— Data shown —
-- Start --

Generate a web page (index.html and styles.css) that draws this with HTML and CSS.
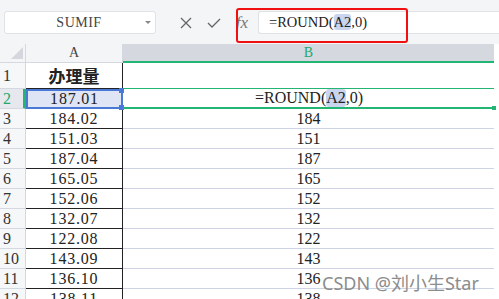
FILE: index.html
```html
<!DOCTYPE html>
<html>
<head>
    <title>ROUND</title>
    <link rel="stylesheet" href="styles.css">
</head>
<body>
    <div class="toolbar">
        <div class="namebox">
            <span class="name">SUMIF</span>
            <span class="caret"></span>
        </div>
        <div class="tool">
            <svg width="12" height="12" viewBox="0 0 12 12"><path d="M1 1 L11 11 M11 1 L1 11" stroke="#666" stroke-width="1.3" fill="none"/></svg>
        </div>
        <div class="tool">
            <svg width="14" height="10" viewBox="0 0 14 10"><path d="M1 5 L5 9 L13 1" stroke="#666" stroke-width="1.3" fill="none"/></svg>
        </div>
        <div class="tool fx">fx</div>
        <div class="formula">=ROUND(<span class="ref">A2</span>,0)</div>
        <div class="mark"></div>
    </div>

    <div class="sheet">
        <div class="row head">
            <div class="rn corner">
                <svg width="12" height="12" viewBox="0 0 12 12"><path d="M12 0 L12 12 L0 12 Z" fill="#d4d7dd"/></svg>
            </div>
            <div class="ca">A</div>
            <div class="cb">B</div>
        </div>
        <div class="row r1">
            <div class="rn">1</div>
            <div class="ca title">办理量</div>
            <div class="cb"></div>
        </div>
        <div class="row active">
            <div class="rn">2</div>
            <div class="ca sel">187.01</div>
            <div class="cb edit">=ROUND(<span class="ref">A2</span>,0)</div>
        </div>
        <div class="row"><div class="rn">3</div><div class="ca">184.02</div><div class="cb">184</div></div>
        <div class="row"><div class="rn">4</div><div class="ca">151.03</div><div class="cb">151</div></div>
        <div class="row"><div class="rn">5</div><div class="ca">187.04</div><div class="cb">187</div></div>
        <div class="row"><div class="rn">6</div><div class="ca">165.05</div><div class="cb">165</div></div>
        <div class="row"><div class="rn">7</div><div class="ca">152.06</div><div class="cb">152</div></div>
        <div class="row"><div class="rn">8</div><div class="ca">132.07</div><div class="cb">132</div></div>
        <div class="row"><div class="rn">9</div><div class="ca">122.08</div><div class="cb">122</div></div>
        <div class="row"><div class="rn">10</div><div class="ca">143.09</div><div class="cb">143</div></div>
        <div class="row"><div class="rn">11</div><div class="ca">136.10</div><div class="cb">136</div></div>
        <div class="row"><div class="rn">12</div><div class="ca">138.11</div><div class="cb">138</div></div>
    </div>

    <div class="watermark">CSDN @刘小生Star</div>
</body>
</html>
```

FILE: styles.css
```css
body {
    margin: 0;
    width: 499px;
    height: 299px;
    overflow: hidden;
    background: #fff;
    font-family: "Liberation Serif", serif;
    color: #222;
    position: relative;
}
.toolbar {
    height: 44px;
    box-sizing: border-box;
    padding: 11px 0 0 4px;
    background: #f4f5f7;
    display: flex;
    align-items: flex-start;
    position: relative;
}
.namebox {
    width: 152px;
    height: 23px;
    box-sizing: border-box;
    background: #fff;
    border: 1px solid #e0e2e6;
    border-radius: 3px;
    display: flex;
    align-items: center;
    margin-right: 16px;
}
.name {
    flex: 1;
    text-align: center;
    font-size: 14px;
    color: #444;
    letter-spacing: 0.5px;
    padding-left: 8px;
}
.caret {
    width: 0;
    height: 0;
    border-left: 3px solid transparent;
    border-right: 3px solid transparent;
    border-top: 3px solid #888;
    margin-right: 4px;
}
.tool {
    width: 28px;
    height: 23px;
    display: flex;
    align-items: center;
    justify-content: center;
}
.fx {
    font-style: italic;
    font-size: 17px;
    color: #777;
    font-family: "Liberation Serif", serif;
}
.formula {
    margin-left: 2px;
    flex: 1;
    height: 23px;
    box-sizing: border-box;
    background: #fff;
    border: 1px solid #e0e2e6;
    border-right: none;
    border-radius: 3px 0 0 3px;
    font-size: 14.5px;
    line-height: 21px;
    padding-left: 10px;
    color: #222;
}
.ref {
    background: #c9d5ee;
    border-radius: 3px;
}
.mark {
    position: absolute;
    left: 236px;
    top: 8px;
    width: 172px;
    height: 35px;
    box-sizing: border-box;
    border: 2px solid #f01010;
    border-radius: 3px;
}
.sheet {
    display: flex;
    flex-direction: column;
}
.row {
    display: flex;
    height: 20px;
}
.row > div {
    box-sizing: border-box;
    height: 100%;
    display: flex;
    align-items: center;
    font-size: 16px;
}
.rn {
    width: 26px;
    padding-left: 3px;
    background: #f6f7f9;
    border-right: 1px solid #d4d8e0;
    border-bottom: 1px solid #d4d8e0;
    color: #333;
}
.ca {
    width: 97px;
    justify-content: center;
    border-right: 1px solid #222;
    border-bottom: 1px solid #222;
    letter-spacing: 0.8px;
}
.cb {
    width: 371px;
    justify-content: center;
    border-bottom: 1px solid #cdd4e4;
}
.head {
    height: 19px;
}
.head .corner {
    justify-content: flex-end;
    align-items: flex-end;
    padding: 0 2px 3px 0;
    background: #f4f5f7;
}
.head .ca {
    background: #f4f5f7;
    border-right: 1px solid #d4d8e0;
    border-bottom: 1px solid #d4d8e0;
    font-size: 14px;
    color: #444;
    letter-spacing: 0;
}
.head .cb {
    background: #d5d8df;
    border-bottom: 2px solid #22b573;
    font-size: 14px;
    color: #22a86b;
}
.r1 {
    height: 26px;
}
.r1 .cb {
    border-bottom: 1px solid #22b573;
}
.title {
    font-family: "Noto Sans CJK SC", sans-serif;
    font-weight: bold;
    font-size: 17px !important;
    letter-spacing: 0 !important;
}
.active .rn {
    background: #e6e8ee;
    color: #22a86b;
    border-right: 3px solid #22b573;
}
.sel {
    background: #dfe5f4;
    border: 2px solid #4a78d6 !important;
    border-left-width: 2px;
    position: relative;
}
.sel::before,
.sel::after {
    content: "";
    position: absolute;
    width: 5px;
    height: 5px;
    background: #4a78d6;
    right: -3px;
}
.sel::before {
    top: -3px;
}
.sel::after {
    bottom: -3px;
}
.edit {
    border-bottom: 2px solid #22b573 !important;
    position: relative;
    justify-content: flex-start !important;
    padding-left: 132px;
}
.edit::after {
    content: "";
    position: absolute;
    right: -2px;
    bottom: -3px;
    width: 4px;
    height: 4px;
    background: #22b573;
}
.watermark {
    position: absolute;
    left: 322px;
    top: 269px;
    font-family: "Noto Sans", "Noto Sans CJK SC", sans-serif;
    font-size: 18px;
    color: #8c8c8c;
    white-space: nowrap;
}
```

-- End --

— Task goal —
Go through the listing above and write it out again exactly, dropping the pictures.

— Response to this exercise —
Generate a web page (index.html and styles.css) that draws this with HTML and CSS.
FILE: index.html
```html
<!DOCTYPE html>
<html>
<head>
    <title>ROUND</title>
    <link rel="stylesheet" href="styles.css">
</head>
<body>
    <div class="toolbar">
        <div class="namebox">
            <span class="name">SUMIF</span>
            <span class="caret"></span>
        </div>
        <div class="tool">
            <svg width="12" height="12" viewBox="0 0 12 12"><path d="M1 1 L11 11 M11 1 L1 11" stroke="#666" stroke-width="1.3" fill="none"/></svg>
        </div>
        <div class="tool">
            <svg width="14" height="10" viewBox="0 0 14 10"><path d="M1 5 L5 9 L13 1" stroke="#666" stroke-width="1.3" fill="none"/></svg>
        </div>
        <div class="tool fx">fx</div>
        <div class="formula">=ROUND(<span class="ref">A2</span>,0)</div>
        <div class="mark"></div>
    </div>

    <div class="sheet">
        <div class="row head">
            <div class="rn corner">
                <svg width="12" height="12" viewBox="0 0 12 12"><path d="M12 0 L12 12 L0 12 Z" fill="#d4d7dd"/></svg>
            </div>
            <div class="ca">A</div>
            <div class="cb">B</div>
        </div>
        <div class="row r1">
            <div class="rn">1</div>
            <div class="ca title">办理量</div>
            <div class="cb"></div>
        </div>
        <div class="row active">
            <div class="rn">2</div>
            <div class="ca sel">187.01</div>
            <div class="cb edit">=ROUND(<span class="ref">A2</span>,0)</div>
        </div>
        <div class="row"><div class="rn">3</div><div class="ca">184.02</div><div class="cb">184</div></div>
        <div class="row"><div class="rn">4</div><div class="ca">151.03</div><div class="cb">151</div></div>
        <div class="row"><div class="rn">5</div><div class="ca">187.04</div><div class="cb">187</div></div>
        <div class="row"><div class="rn">6</div><div class="ca">165.05</div><div class="cb">165</div></div>
        <div class="row"><div class="rn">7</div><div class="ca">152.06</div><div class="cb">152</div></div>
        <div class="row"><div class="rn">8</div><div class="ca">132.07</div><div class="cb">132</div></div>
        <div class="row"><div class="rn">9</div><div class="ca">122.08</div><div class="cb">122</div></div>
        <div class="row"><div class="rn">10</div><div class="ca">143.09</div><div class="cb">143</div></div>
        <div class="row"><div class="rn">11</div><div class="ca">136.10</div><div class="cb">136</div></div>
        <div class="row"><div class="rn">12</div><div class="ca">138.11</div><div class="cb">138</div></div>
    </div>

    <div class="watermark">CSDN @刘小生Star</div>
</body>
</html>
```

FILE: styles.css
```css
body {
    margin: 0;
    width: 499px;
    height: 299px;
    overflow: hidden;
    background: #fff;
    font-family: "Liberation Serif", serif;
    color: #222;
    position: relative;
}
.toolbar {
    height: 44px;
    box-sizing: border-box;
    padding: 11px 0 0 4px;
    background: #f4f5f7;
    display: flex;
    align-items: flex-start;
    position: relative;
}
.namebox {
    width: 152px;
    height: 23px;
    box-sizing: border-box;
    background: #fff;
    border: 1px solid #e0e2e6;
    border-radius: 3px;
    display: flex;
    align-items: center;
    margin-right: 16px;
}
.name {
    flex: 1;
    text-align: center;
    font-size: 14px;
    color: #444;
    letter-spacing: 0.5px;
    padding-left: 8px;
}
.caret {
    width: 0;
    height: 0;
    border-left: 3px solid transparent;
    border-right: 3px solid transparent;
    border-top: 3px solid #888;
    margin-right: 4px;
}
.tool {
    width: 28px;
    height: 23px;
    display: flex;
    align-items: center;
    justify-content: center;
}
.fx {
    font-style: italic;
    font-size: 17px;
    color: #777;
    font-family: "Liberation Serif", serif;
}
.formula {
    margin-left: 2px;
    flex: 1;
    height: 23px;
    box-sizing: border-box;
    background: #fff;
    border: 1px solid #e0e2e6;
    border-right: none;
    border-radius: 3px 0 0 3px;
    font-size: 14.5px;
    line-height: 21px;
    padding-left: 10px;
    color: #222;
}
.ref {
    background: #c9d5ee;
    border-radius: 3px;
}
.mark {
    position: absolute;
    left: 236px;
    top: 8px;
    width: 172px;
    height: 35px;
    box-sizing: border-box;
    border: 2px solid #f01010;
    border-radius: 3px;
}
.sheet {
    display: flex;
    flex-direction: column;
}
.row {
    display: flex;
    height: 20px;
}
.row > div {
    box-sizing: border-box;
    height: 100%;
    display: flex;
    align-items: center;
    font-size: 16px;
}
.rn {
    width: 26px;
    padding-left: 3px;
    background: #f6f7f9;
    border-right: 1px solid #d4d8e0;
    border-bottom: 1px solid #d4d8e0;
    color: #333;
}
.ca {
    width: 97px;
    justify-content: center;
    border-right: 1px solid #222;
    border-bottom: 1px solid #222;
    letter-spacing: 0.8px;
}
.cb {
    width: 371px;
    justify-content: center;
    border-bottom: 1px solid #cdd4e4;
}
.head {
    height: 19px;
}
.head .corner {
    justify-content: flex-end;
    align-items: flex-end;
    padding: 0 2px 3px 0;
    background: #f4f5f7;
}
.head .ca {
    background: #f4f5f7;
    border-right: 1px solid #d4d8e0;
    border-bottom: 1px solid #d4d8e0;
    font-size: 14px;
    color: #444;
    letter-spacing: 0;
}
.head .cb {
    background: #d5d8df;
    border-bottom: 2px solid #22b573;
    font-size: 14px;
    color: #22a86b;
}
.r1 {
    height: 26px;
}
.r1 .cb {
    border-bottom: 1px solid #22b573;
}
.title {
    font-family: "Noto Sans CJK SC", sans-serif;
    font-weight: bold;
    font-size: 17px !important;
    letter-spacing: 0 !important;
}
.active .rn {
    background: #e6e8ee;
    color: #22a86b;
    border-right: 3px solid #22b573;
}
.sel {
    background: #dfe5f4;
    border: 2px solid #4a78d6 !important;
    border-left-width: 2px;
    position: relative;
}
.sel::before,
.sel::after {
    content: "";
    position: absolute;
    width: 5px;
    height: 5px;
    background: #4a78d6;
    right: -3px;
}
.sel::before {
    top: -3px;
}
.sel::after {
    bottom: -3px;
}
.edit {
    border-bottom: 2px solid #22b573 !important;
    position: relative;
    justify-content: flex-start !important;
    padding-left: 132px;
}
.edit::after {
    content: "";
    position: absolute;
    right: -2px;
    bottom: -3px;
    width: 4px;
    height: 4px;
    background: #22b573;
}
.watermark {
    position: absolute;
    left: 322px;
    top: 269px;
    font-family: "Noto Sans", "Noto Sans CJK SC", sans-serif;
    font-size: 18px;
    color: #8c8c8c;
    white-space: nowrap;
}
```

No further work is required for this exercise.